* TASK STATEMENT: Copy out the material below in full, but not its images.

* STORED DATA:
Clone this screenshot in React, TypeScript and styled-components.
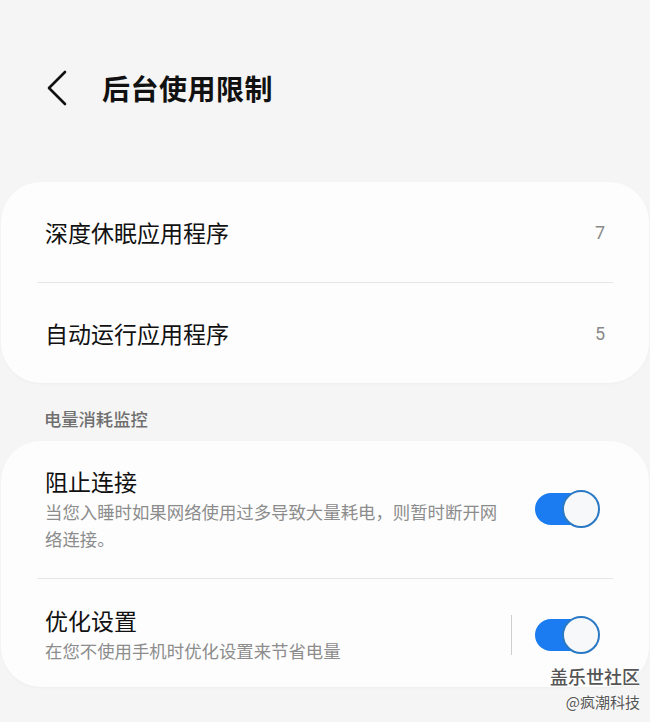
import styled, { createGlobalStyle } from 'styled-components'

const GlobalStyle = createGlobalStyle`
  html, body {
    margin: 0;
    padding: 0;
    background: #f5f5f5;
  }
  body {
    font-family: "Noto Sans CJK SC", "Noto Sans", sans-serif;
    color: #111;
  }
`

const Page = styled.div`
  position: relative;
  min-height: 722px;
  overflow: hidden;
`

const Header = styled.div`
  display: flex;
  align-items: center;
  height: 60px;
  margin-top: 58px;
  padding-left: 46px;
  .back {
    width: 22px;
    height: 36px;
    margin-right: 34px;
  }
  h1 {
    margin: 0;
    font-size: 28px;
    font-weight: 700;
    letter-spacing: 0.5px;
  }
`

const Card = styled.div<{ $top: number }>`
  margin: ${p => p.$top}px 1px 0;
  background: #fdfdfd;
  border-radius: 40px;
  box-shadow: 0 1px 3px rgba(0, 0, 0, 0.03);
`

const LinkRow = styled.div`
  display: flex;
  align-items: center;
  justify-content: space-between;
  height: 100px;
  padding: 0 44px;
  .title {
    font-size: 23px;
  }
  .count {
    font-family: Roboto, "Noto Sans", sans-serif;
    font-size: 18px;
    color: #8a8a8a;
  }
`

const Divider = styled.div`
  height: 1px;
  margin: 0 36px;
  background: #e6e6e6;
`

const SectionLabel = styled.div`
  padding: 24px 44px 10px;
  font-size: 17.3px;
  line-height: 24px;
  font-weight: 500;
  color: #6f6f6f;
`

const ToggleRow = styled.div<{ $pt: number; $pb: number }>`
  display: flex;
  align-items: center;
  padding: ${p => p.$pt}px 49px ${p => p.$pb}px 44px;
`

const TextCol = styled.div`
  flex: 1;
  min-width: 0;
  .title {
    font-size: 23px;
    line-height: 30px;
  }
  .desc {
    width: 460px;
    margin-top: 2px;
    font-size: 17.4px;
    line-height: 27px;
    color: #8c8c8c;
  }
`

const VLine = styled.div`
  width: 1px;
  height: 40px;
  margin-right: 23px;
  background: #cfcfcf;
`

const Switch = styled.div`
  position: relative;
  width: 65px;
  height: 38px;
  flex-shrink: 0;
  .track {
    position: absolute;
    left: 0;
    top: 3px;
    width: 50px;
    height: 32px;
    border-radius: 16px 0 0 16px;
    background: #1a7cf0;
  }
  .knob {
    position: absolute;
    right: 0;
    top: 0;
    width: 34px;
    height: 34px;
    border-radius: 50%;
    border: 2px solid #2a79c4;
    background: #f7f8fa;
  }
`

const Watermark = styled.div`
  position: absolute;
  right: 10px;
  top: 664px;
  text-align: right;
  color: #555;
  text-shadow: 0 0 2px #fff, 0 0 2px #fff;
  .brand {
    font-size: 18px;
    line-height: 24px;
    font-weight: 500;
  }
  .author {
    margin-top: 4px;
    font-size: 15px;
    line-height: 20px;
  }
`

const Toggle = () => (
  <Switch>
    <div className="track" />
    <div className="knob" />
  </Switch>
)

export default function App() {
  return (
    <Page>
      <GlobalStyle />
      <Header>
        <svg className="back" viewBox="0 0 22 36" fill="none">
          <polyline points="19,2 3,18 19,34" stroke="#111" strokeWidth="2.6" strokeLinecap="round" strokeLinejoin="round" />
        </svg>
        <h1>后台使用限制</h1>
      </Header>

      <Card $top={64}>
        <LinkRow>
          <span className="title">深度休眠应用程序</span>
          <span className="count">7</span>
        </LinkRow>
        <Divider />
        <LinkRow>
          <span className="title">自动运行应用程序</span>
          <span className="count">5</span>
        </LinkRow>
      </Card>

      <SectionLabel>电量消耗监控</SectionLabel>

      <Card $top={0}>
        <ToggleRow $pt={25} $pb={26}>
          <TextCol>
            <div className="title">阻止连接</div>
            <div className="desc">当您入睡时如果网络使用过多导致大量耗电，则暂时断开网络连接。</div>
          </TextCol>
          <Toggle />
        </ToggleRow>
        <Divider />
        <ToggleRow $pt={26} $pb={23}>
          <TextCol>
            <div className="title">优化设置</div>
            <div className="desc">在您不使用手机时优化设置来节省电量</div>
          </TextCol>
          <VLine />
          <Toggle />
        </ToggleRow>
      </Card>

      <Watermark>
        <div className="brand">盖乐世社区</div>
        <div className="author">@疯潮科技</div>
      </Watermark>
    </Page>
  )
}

* ANSWER TO THIS TASK:
Clone this screenshot in React, TypeScript and styled-components.
import styled, { createGlobalStyle } from 'styled-components'

const GlobalStyle = createGlobalStyle`
  html, body {
    margin: 0;
    padding: 0;
    background: #f5f5f5;
  }
  body {
    font-family: "Noto Sans CJK SC", "Noto Sans", sans-serif;
    color: #111;
  }
`

const Page = styled.div`
  position: relative;
  min-height: 722px;
  overflow: hidden;
`

const Header = styled.div`
  display: flex;
  align-items: center;
  height: 60px;
  margin-top: 58px;
  padding-left: 46px;
  .back {
    width: 22px;
    height: 36px;
    margin-right: 34px;
  }
  h1 {
    margin: 0;
    font-size: 28px;
    font-weight: 700;
    letter-spacing: 0.5px;
  }
`

const Card = styled.div<{ $top: number }>`
  margin: ${p => p.$top}px 1px 0;
  background: #fdfdfd;
  border-radius: 40px;
  box-shadow: 0 1px 3px rgba(0, 0, 0, 0.03);
`

const LinkRow = styled.div`
  display: flex;
  align-items: center;
  justify-content: space-between;
  height: 100px;
  padding: 0 44px;
  .title {
    font-size: 23px;
  }
  .count {
    font-family: Roboto, "Noto Sans", sans-serif;
    font-size: 18px;
    color: #8a8a8a;
  }
`

const Divider = styled.div`
  height: 1px;
  margin: 0 36px;
  background: #e6e6e6;
`

const SectionLabel = styled.div`
  padding: 24px 44px 10px;
  font-size: 17.3px;
  line-height: 24px;
  font-weight: 500;
  color: #6f6f6f;
`

const ToggleRow = styled.div<{ $pt: number; $pb: number }>`
  display: flex;
  align-items: center;
  padding: ${p => p.$pt}px 49px ${p => p.$pb}px 44px;
`

const TextCol = styled.div`
  flex: 1;
  min-width: 0;
  .title {
    font-size: 23px;
    line-height: 30px;
  }
  .desc {
    width: 460px;
    margin-top: 2px;
    font-size: 17.4px;
    line-height: 27px;
    color: #8c8c8c;
  }
`

const VLine = styled.div`
  width: 1px;
  height: 40px;
  margin-right: 23px;
  background: #cfcfcf;
`

const Switch = styled.div`
  position: relative;
  width: 65px;
  height: 38px;
  flex-shrink: 0;
  .track {
    position: absolute;
    left: 0;
    top: 3px;
    width: 50px;
    height: 32px;
    border-radius: 16px 0 0 16px;
    background: #1a7cf0;
  }
  .knob {
    position: absolute;
    right: 0;
    top: 0;
    width: 34px;
    height: 34px;
    border-radius: 50%;
    border: 2px solid #2a79c4;
    background: #f7f8fa;
  }
`

const Watermark = styled.div`
  position: absolute;
  right: 10px;
  top: 664px;
  text-align: right;
  color: #555;
  text-shadow: 0 0 2px #fff, 0 0 2px #fff;
  .brand {
    font-size: 18px;
    line-height: 24px;
    font-weight: 500;
  }
  .author {
    margin-top: 4px;
    font-size: 15px;
    line-height: 20px;
  }
`

const Toggle = () => (
  <Switch>
    <div className="track" />
    <div className="knob" />
  </Switch>
)

export default function App() {
  return (
    <Page>
      <GlobalStyle />
      <Header>
        <svg className="back" viewBox="0 0 22 36" fill="none">
          <polyline points="19,2 3,18 19,34" stroke="#111" strokeWidth="2.6" strokeLinecap="round" strokeLinejoin="round" />
        </svg>
        <h1>后台使用限制</h1>
      </Header>

      <Card $top={64}>
        <LinkRow>
          <span className="title">深度休眠应用程序</span>
          <span className="count">7</span>
        </LinkRow>
        <Divider />
        <LinkRow>
          <span className="title">自动运行应用程序</span>
          <span className="count">5</span>
        </LinkRow>
      </Card>

      <SectionLabel>电量消耗监控</SectionLabel>

      <Card $top={0}>
        <ToggleRow $pt={25} $pb={26}>
          <TextCol>
            <div className="title">阻止连接</div>
            <div className="desc">当您入睡时如果网络使用过多导致大量耗电，则暂时断开网络连接。</div>
          </TextCol>
          <Toggle />
        </ToggleRow>
        <Divider />
        <ToggleRow $pt={26} $pb={23}>
          <TextCol>
            <div className="title">优化设置</div>
            <div className="desc">在您不使用手机时优化设置来节省电量</div>
          </TextCol>
          <VLine />
          <Toggle />
        </ToggleRow>
      </Card>

      <Watermark>
        <div className="brand">盖乐世社区</div>
        <div className="author">@疯潮科技</div>
      </Watermark>
    </Page>
  )
}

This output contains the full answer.